=== PROBLEM TO SOLVE ===
Omit all pictures. Copy the rest of the material exactly.

=== DATA BLOCK ===
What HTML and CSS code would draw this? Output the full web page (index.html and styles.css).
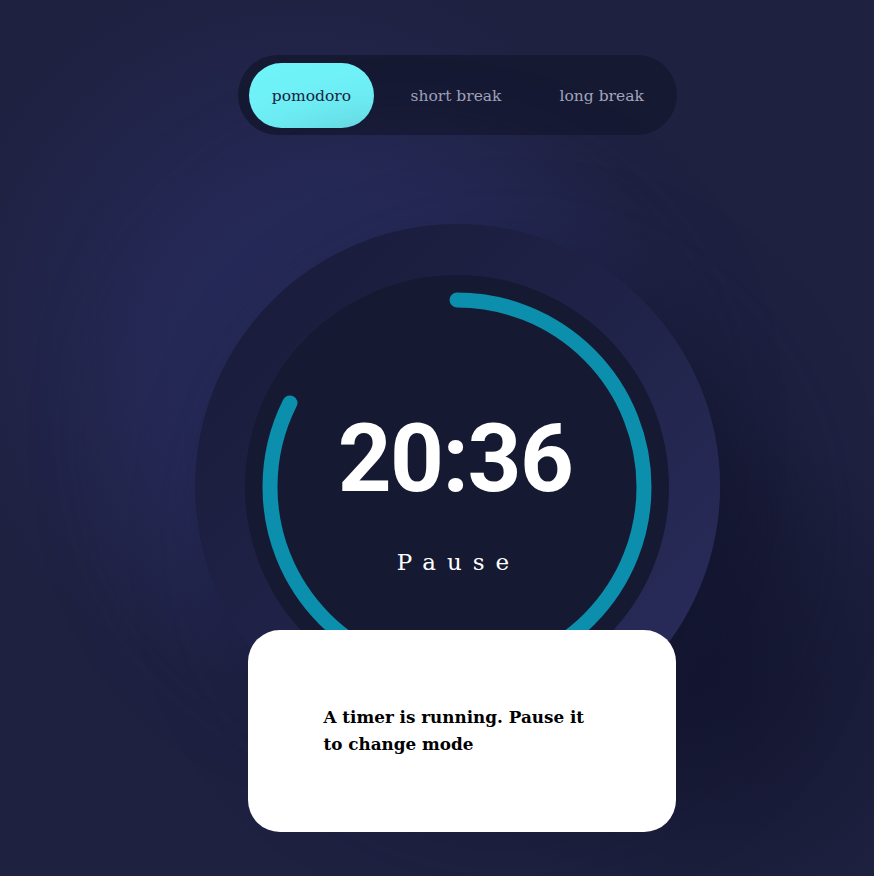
FILE: index.html
```html
<!DOCTYPE html>
<html lang="en">
<head>
<meta charset="utf-8">
<title>pomodoro</title>
<link rel="stylesheet" href="styles.css">
</head>
<body>
<main class="app">
  <nav class="tabs">
    <span class="tab tab-active">pomodoro</span>
    <span class="tab">short break</span>
    <span class="tab">long break</span>
  </nav>
  <section class="timer">
    <div class="timer-inner">
      <svg class="ring" width="424" height="424" viewBox="0 0 424 424">
        <circle cx="212" cy="212" r="187" fill="none" stroke="#0b8fad" stroke-width="15" stroke-linecap="round" stroke-dasharray="968 1175" transform="rotate(-90 212 212)"/>
      </svg>
      <div class="time">20:36</div>
      <div class="action">Pause</div>
    </div>
    <div class="toast">
      <p class="toast-text">A timer is running. Pause it<br>to change mode</p>
    </div>
  </section>
</main>
</body>
</html>
```
FILE: styles.css
```css
html, body {
  margin: 0;
  height: 100%;
}
body {
  background:
    radial-gradient(circle at 34% 37%, rgba(41, 45, 96, 1) 0, rgba(41, 45, 96, 0) 360px),
    radial-gradient(circle at 82% 78%, rgba(20, 22, 48, 1) 0, rgba(20, 22, 48, 0) 260px),
    #1e2140;
  font-family: "DejaVu Serif", serif;
  overflow: hidden;
}
.app {
  display: flex;
  flex-direction: column;
  align-items: center;
  padding-left: 40px;
  padding-top: 55px;
}
.tabs {
  display: flex;
  align-items: center;
  height: 80px;
  box-sizing: border-box;
  width: 439px;
  padding: 0 11px;
  background: #161932;
  border-radius: 40px;
}
.tab {
  display: flex;
  align-items: center;
  justify-content: center;
  font-family: "DejaVu Serif", serif;
  font-size: 15.5px;
  color: #a3a5bd;
  height: 65px;
  border-radius: 33px;
  padding-top: 2px;
  box-sizing: border-box;
  cursor: pointer;
}
.tab:nth-child(1) { width: 126px; }
.tab:nth-child(2) { width: 164px; }
.tab:nth-child(3) { width: 128px; }
.tab-active {
  background: #70f3f8;
  color: #1e213f;
}
.timer {
  position: relative;
  margin-top: 89px;
  width: 525px;
  height: 525px;
  border-radius: 50%;
  background: linear-gradient(135deg, #181a38 0%, #1f2246 45%, #2b2e5e 100%);
  box-shadow: 50px 50px 100px #141630, -50px -50px 100px #262a57;
  display: flex;
  align-items: center;
  justify-content: center;
}
.timer-inner {
  position: relative;
  width: 424px;
  height: 424px;
  border-radius: 50%;
  background: #161932;
  display: flex;
  flex-direction: column;
  align-items: center;
  padding-top: 137px;
  box-sizing: border-box;
}
.ring {
  position: absolute;
  left: 0;
  top: 0;
}
.time {
  position: relative;
  font-family: Roboto, sans-serif;
  font-weight: 700;
  font-size: 94px;
  line-height: 94px;
  color: #ffffff;
  letter-spacing: -1.5px;
  margin-right: 4px;
}
.action {
  position: relative;
  margin-top: 44px;
  font-family: "DejaVu Serif", serif;
  font-size: 23px;
  line-height: 24px;
  letter-spacing: 11px;
  margin-right: -3px;
  color: #ffffff;
}
.toast {
  position: absolute;
  left: 53px;
  top: 406px;
  width: 428px;
  height: 202px;
  background: #ffffff;
  border-radius: 32px;
  display: flex;
  align-items: center;
  padding-left: 76px;
  box-sizing: border-box;
}
.toast-text {
  margin: 0;
  font-family: "DejaVu Serif", serif;
  font-weight: 700;
  font-size: 16.8px;
  line-height: 27px;
  color: #000000;
}
```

=== THE REPLY ===
What HTML and CSS code would draw this? Output the full web page (index.html and styles.css).
FILE: index.html
```html
<!DOCTYPE html>
<html lang="en">
<head>
<meta charset="utf-8">
<title>pomodoro</title>
<link rel="stylesheet" href="styles.css">
</head>
<body>
<main class="app">
  <nav class="tabs">
    <span class="tab tab-active">pomodoro</span>
    <span class="tab">short break</span>
    <span class="tab">long break</span>
  </nav>
  <section class="timer">
    <div class="timer-inner">
      <svg class="ring" width="424" height="424" viewBox="0 0 424 424">
        <circle cx="212" cy="212" r="187" fill="none" stroke="#0b8fad" stroke-width="15" stroke-linecap="round" stroke-dasharray="968 1175" transform="rotate(-90 212 212)"/>
      </svg>
      <div class="time">20:36</div>
      <div class="action">Pause</div>
    </div>
    <div class="toast">
      <p class="toast-text">A timer is running. Pause it<br>to change mode</p>
    </div>
  </section>
</main>
</body>
</html>
```
FILE: styles.css
```css
html, body {
  margin: 0;
  height: 100%;
}
body {
  background:
    radial-gradient(circle at 34% 37%, rgba(41, 45, 96, 1) 0, rgba(41, 45, 96, 0) 360px),
    radial-gradient(circle at 82% 78%, rgba(20, 22, 48, 1) 0, rgba(20, 22, 48, 0) 260px),
    #1e2140;
  font-family: "DejaVu Serif", serif;
  overflow: hidden;
}
.app {
  display: flex;
  flex-direction: column;
  align-items: center;
  padding-left: 40px;
  padding-top: 55px;
}
.tabs {
  display: flex;
  align-items: center;
  height: 80px;
  box-sizing: border-box;
  width: 439px;
  padding: 0 11px;
  background: #161932;
  border-radius: 40px;
}
.tab {
  display: flex;
  align-items: center;
  justify-content: center;
  font-family: "DejaVu Serif", serif;
  font-size: 15.5px;
  color: #a3a5bd;
  height: 65px;
  border-radius: 33px;
  padding-top: 2px;
  box-sizing: border-box;
  cursor: pointer;
}
.tab:nth-child(1) { width: 126px; }
.tab:nth-child(2) { width: 164px; }
.tab:nth-child(3) { width: 128px; }
.tab-active {
  background: #70f3f8;
  color: #1e213f;
}
.timer {
  position: relative;
  margin-top: 89px;
  width: 525px;
  height: 525px;
  border-radius: 50%;
  background: linear-gradient(135deg, #181a38 0%, #1f2246 45%, #2b2e5e 100%);
  box-shadow: 50px 50px 100px #141630, -50px -50px 100px #262a57;
  display: flex;
  align-items: center;
  justify-content: center;
}
.timer-inner {
  position: relative;
  width: 424px;
  height: 424px;
  border-radius: 50%;
  background: #161932;
  display: flex;
  flex-direction: column;
  align-items: center;
  padding-top: 137px;
  box-sizing: border-box;
}
.ring {
  position: absolute;
  left: 0;
  top: 0;
}
.time {
  position: relative;
  font-family: Roboto, sans-serif;
  font-weight: 700;
  font-size: 94px;
  line-height: 94px;
  color: #ffffff;
  letter-spacing: -1.5px;
  margin-right: 4px;
}
.action {
  position: relative;
  margin-top: 44px;
  font-family: "DejaVu Serif", serif;
  font-size: 23px;
  line-height: 24px;
  letter-spacing: 11px;
  margin-right: -3px;
  color: #ffffff;
}
.toast {
  position: absolute;
  left: 53px;
  top: 406px;
  width: 428px;
  height: 202px;
  background: #ffffff;
  border-radius: 32px;
  display: flex;
  align-items: center;
  padding-left: 76px;
  box-sizing: border-box;
}
.toast-text {
  margin: 0;
  font-family: "DejaVu Serif", serif;
  font-weight: 700;
  font-size: 16.8px;
  line-height: 27px;
  color: #000000;
}
```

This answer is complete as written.